IRREPLACEABLE sculptures have been destroyed in an arson attack on a moorland chapel built as a memorial to aspiring artists killed in the Second World War.
Investigations are ongoing, but four youths were seen running away as the blaze took hold in the annexe attached to the Scotch Corner Chapel above the village of Oldstead near Sutton Bank on the North York Moors.
Wooden sculptures stored in the building were destroyed. The chapel was built by sculptor John Bunting in the mid 1950s as a labour of love and memorial to pupils at Ampleforth College, where he studied and later taught.
Mr Bunting's son, Bernard, drove up from London to assess the damage. He said: "Why would anyone carry out such a meaningless and mindless attack? We are thankful that the chapel itself is undamaged, but very sad at the loss of some of his works in wood that were stored in the building."
Fire crews managed to confine the fire to the annexe but could not save several of the statues.
Mr Bunting had built the chapel out of the ruins of an old farmstead on the site, carving angels to decorate the front, and inside the chapel he lay a life-size effigy of a soldier in paratrooper's helmet and commando boots.
It was devoted to former Ampleforth pupils Hugh Dormer, Michael Allmand and Michael Fenwick, who all died as young soldiers in the Second World War. All three had had artistic ambitions as poets and writers. A fourth name was added when former pupil Robert Nairac was killed while serving in Armagh in 1977.
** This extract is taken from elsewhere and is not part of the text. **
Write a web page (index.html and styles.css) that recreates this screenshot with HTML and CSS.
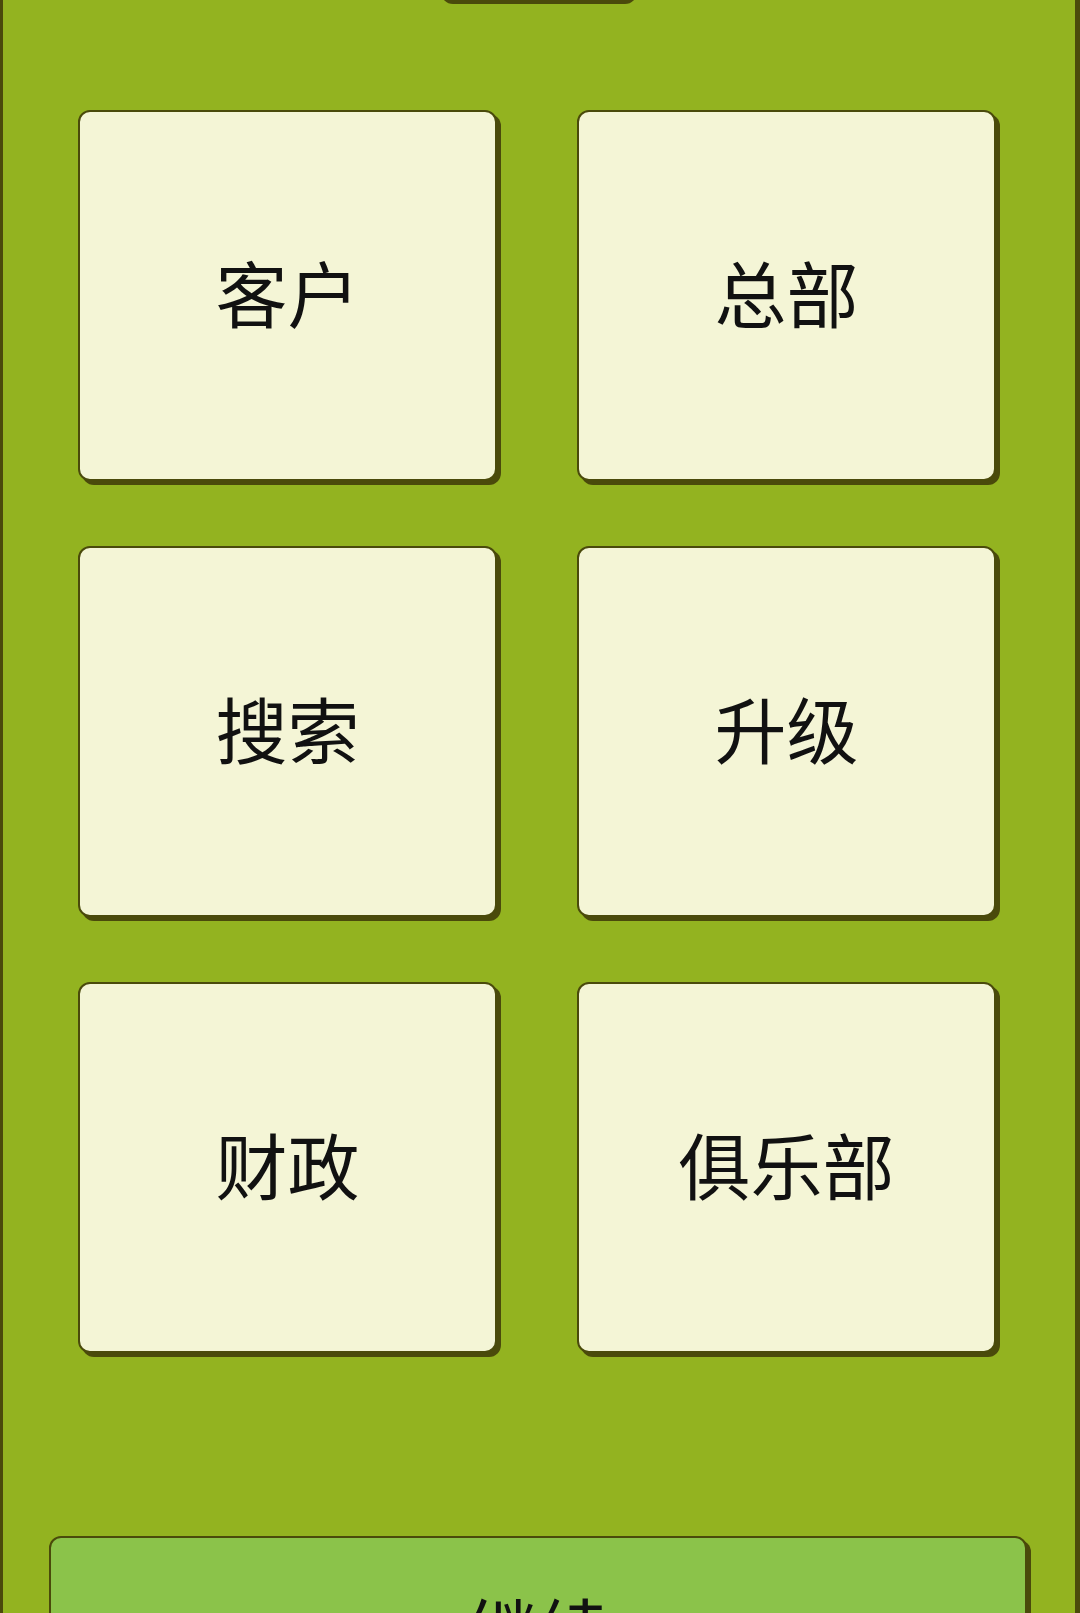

The site, which does not have a road to it, has become a popular spot for walkers who stop to admire the special building which has a public footpath running close by.
Born in 1927 in London, John Bunting was evacuated to Yorkshire and sent to Ampleforth, a leading Roman Catholic boarding school formerly run by the Benedictine Monks.
Influenced by renowned furniture maker Robert Mouseman Thompson at nearby Kilburn, he attended Oxford University and later went to Saint Martin's School of Art and the Royal College of Art before taking up a post at Ampleforth.
The land is also associated with the Battle of Byland where legend has it that in the 14th Century King Edward II's army was defeated by the Scots.